Whatever, says Burke, writing of the French National Assembly, the distinguished few may have been, men of known rank

or shining talents, it is the substance or mass of the body which constitutes its character, and must finally determine its direction. In all bodies, those who will lead must also, in a considerable degree, follow. Macon was a leading follower, not a summit, but part of the mass of Congress; not a commanding actor or writer, no demagogue, hardly communing with his constituents but by the monosyllables of votes, always before them in print, but taking no undue means for soliciting their good will. Yet his popularity never failed, his success was transcendent, and the influence of his example is still enduring and increasing. The centralism of Hamilton has almost disappeared. The federalism of Washington and the constitutionalism of Madison have been, in a measure, superseded by the republicanism of Jefferson, which may be swallowed up in the radicalism of Macon. Will that be declining or advancing?

The most frequent disparagement cast by Europeans on American republicanism, is its alleged tendency to degenerate, a downward tendency, which is to swallow up learning, wealth, liberty, and refinement, and establish a despotism of mere vulgarity; that public life is less sought by respectability than elsewhere or formerly, and that talents avoid it. Whether this be

so in America, is it more so than elsewhere? Great talents are the creations of great conjunctures; and the tranquillity of the United States has been almost stagnant under the present forms of government. In such circumstances commercial, professional, and other lucrative pursuits, are more attractive than politics; and with the growth of luxury, which has been prodigious since the introduction of paper money, there will always be a large class preferring fashionable idleness to political notoriety. Mme. de Staël says, in her considerations on the French Revolution, that many of the old nobility of Europe despised the Emperor Alexander as an upstart, not to be received into good society. Social and ancestral distinction, a strong desire, more prevalent in Europe, is not without acknowledgment in America. Descendants of celebrated Americans are often chosen into political life for that reason. Congress and the state legislatures abound with members boasting some family merit, such as kindred with soldiers of the Revolution; and it is common to meet with Americans who preserve their ancestors' certificates of service in the revolutionary army, as if they were

patents of nobility. Besides the merits of personal pedigree, Burke eloquently vindicates those of honourable national lineage.
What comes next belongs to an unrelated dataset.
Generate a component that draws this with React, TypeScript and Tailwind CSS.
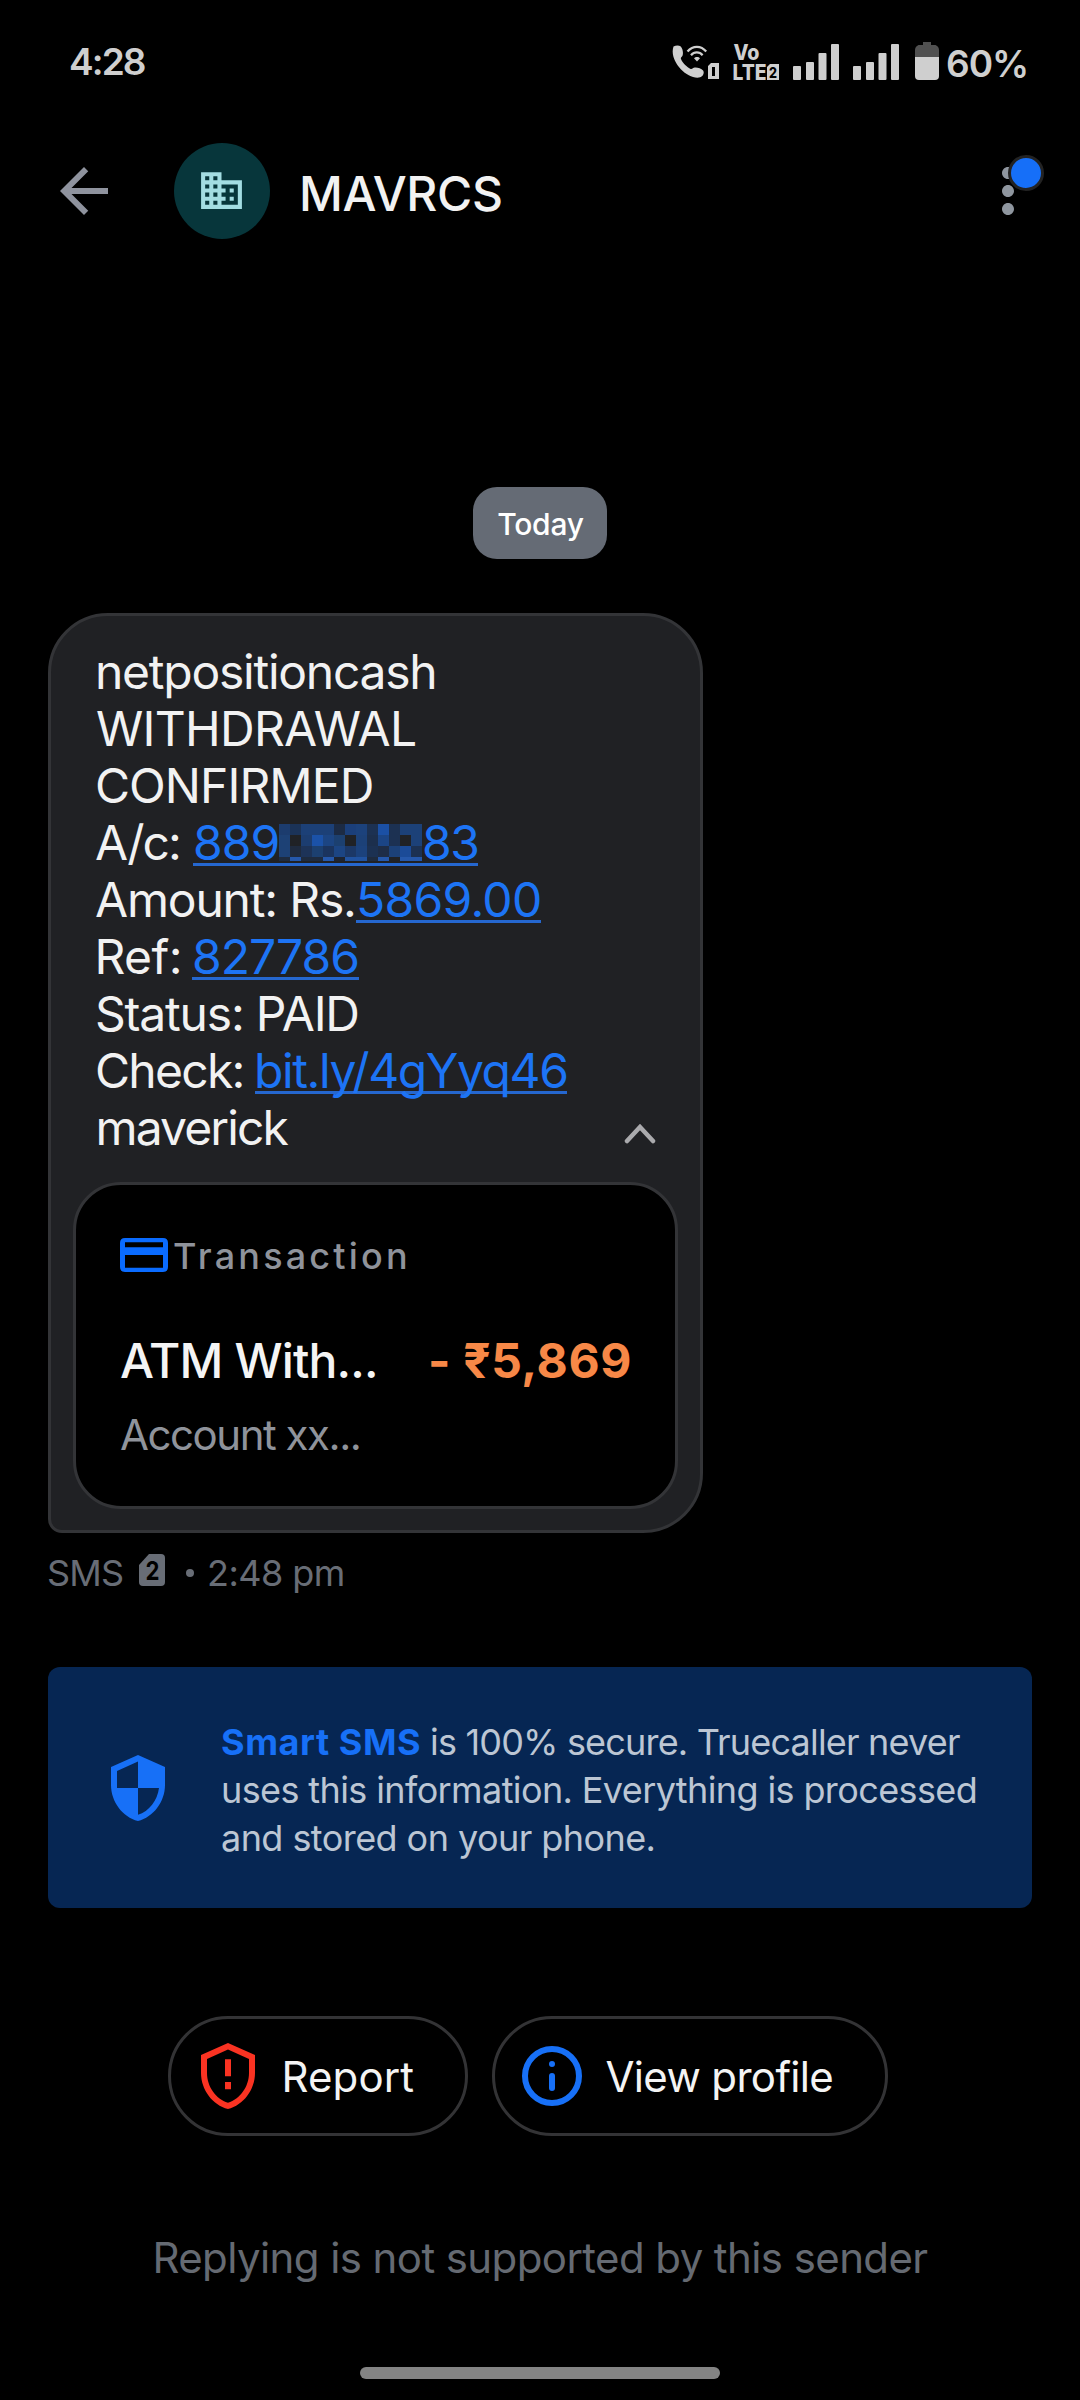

Yet the country attorneys, village lawyers, notaries, brokers, traders, and clowns whom he enumerates as the majority of the third estate of the French National Assembly, inferior, in his judgment, to the noblemen and gentry he extols as hereditary legislators, enacted laws which reformed the crumbling basis of society, and reconstructed France so as to render that declining kingdom not only freer, but incomparably happier, richer, and greater than it was before the days of what Burke calls its downfall. If De Tocqueville's idea be true, that American democracy is irresistibly swallowing up everything else American, and such be the decline which Europe imputes to this country, at all events Great Britain, France, and all the freer kingdoms of Europe, are passing down the same declivity with more violence and precipitation than this country, one of whose consolations is Jefferson's maxim, that government, at best, is but relative good, and that, with all the faults of which it is accused, democracy is at least a less injurious and more durable state than royalty, since one of the unquestionable consequences of the American Revolution is that revolutionary movements, with equality and liberty, have begun throughout the Old World. Be that as it may as to public bodies and national stability, Macon found public life not more precarious or unprofitable, and less toilsome or irksome than private pursuits; and if American legislatures had more of such men, faithfully representing a sovereign people, public life would be reasonable support, and the most honourable occupation. For state legislatures and Congress, in most instances, are the mere chrysalis between worm and butterfly; where insect members perish after a short flight. But such is not legitimate rotation in office, nor the public service Macon performed. With him a place in Congress was the ultimate, not penultimate or intermediate stage; the goal, not the stepping stone, to some more profitable place or speculation, but that to which he dedicated all the faculties of all his life.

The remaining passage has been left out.